Texas Carnival is a 1951 American Technicolor musical film directed by Charles Walters and starring Esther Williams, Red Skelton and Howard Keel.

Plot
A dunk tank at a Texas carnival is operated by Debbie Telford and partner Cornie Quinell. An honest man, Cornie helps the inebriated Dan Sabinas, a millionaire rancher, who is being taken advantage of at another carny booth.

A grateful Dan is put in a taxi, with Cornie promising to return his car. Dan drunkenly has the cab take him to Mexico instead.

As Cornie and Debbie drive to Dan's hotel in his car, they end up being mistaken for Dan and wealthy sister Marilla. In time, Cornie comes to enjoy the lap of luxury and is attracted to lovely Sunshine Jackson, whose dad is the sheriff. Debbie is courted by Dan's handsome foreman, Slim Shelby, who pretends not to know she's an impostor.

In a poker game, Cornie is unaware that jellybeans being used for chips are worth big money. He loses $17,000 that he can't repay unless he can win a Texas chuck wagon race. Debbie's in hot water, too, because the real Marilla is suspicious of her.

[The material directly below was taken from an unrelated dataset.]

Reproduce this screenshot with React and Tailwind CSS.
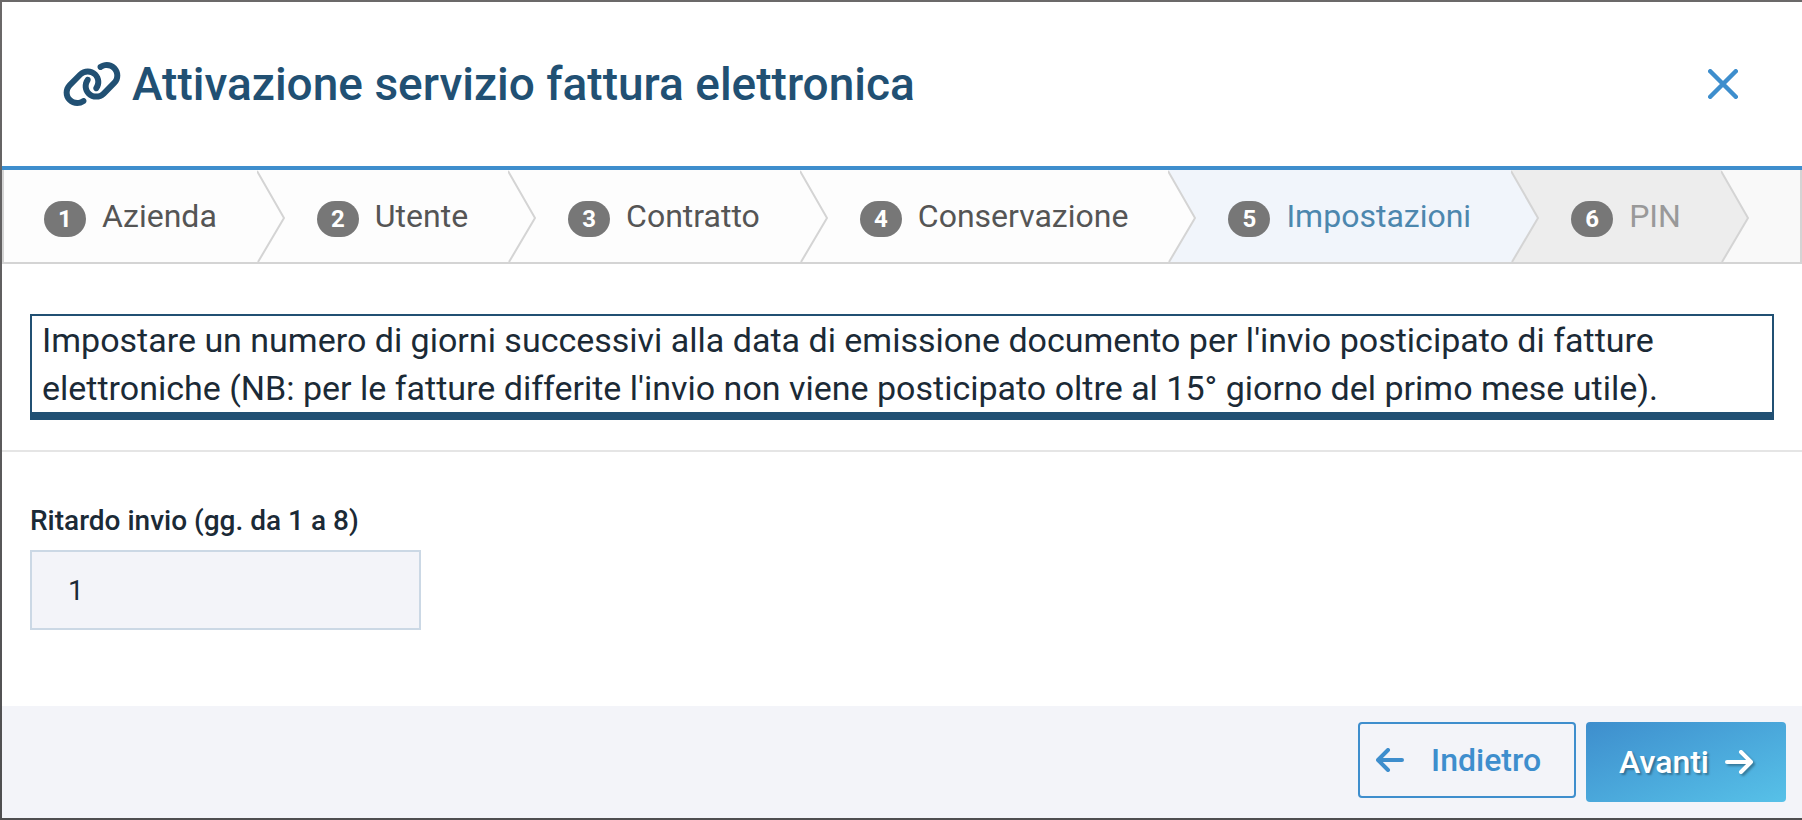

Dan finally returns but can't recall who Cornie is. In an attempt to get Dan drunk again, Cornie gets tipsy instead and needs to drive his chuck wagon that way. But all ends well when he and Debbie end up with their new loves.

Cast
 Esther Williams as Debbie Telford
 Red Skelton as Cornie Quinell
 Howard Keel as Slim Shelby
 Ann Miller as Sunshine Jackson
 Paula Raymond as Marilla Sabinas
 Keenan Wynn as Dan Sabinas 
 Glenn Strange as Tex Hodgkins 
 Tom Tully as Sheriff Jackson

Production
The film was originally called The Carnival Story and was originally envisioned as a vehicle for Betty Hutton. Then it was announced in February 1950 as a vehicle for Williams and Skelton; it was their third movie together, after Bathing Beauty and Neptune's Daughter. Filming was pushed back because of Williams' pregnancy. In August Howard Keel and Ann Miller joined the cast.

The film was retitled Texas Carnival in November 1950.

In December 1950 MGM announced Charles Walters would direct. Filming started February 1951.

Prior to shooting, the Red Norvo Quintet, which backed Miller on the song "It's Dynamite," included Charles Mingus on bass. The group pre-recorded the number as normal, but when it was time to film the performance, the studio ordered Mingus replaced with a white bassist to prevent the number from being cut from prints circulating in the South, as was customary back then.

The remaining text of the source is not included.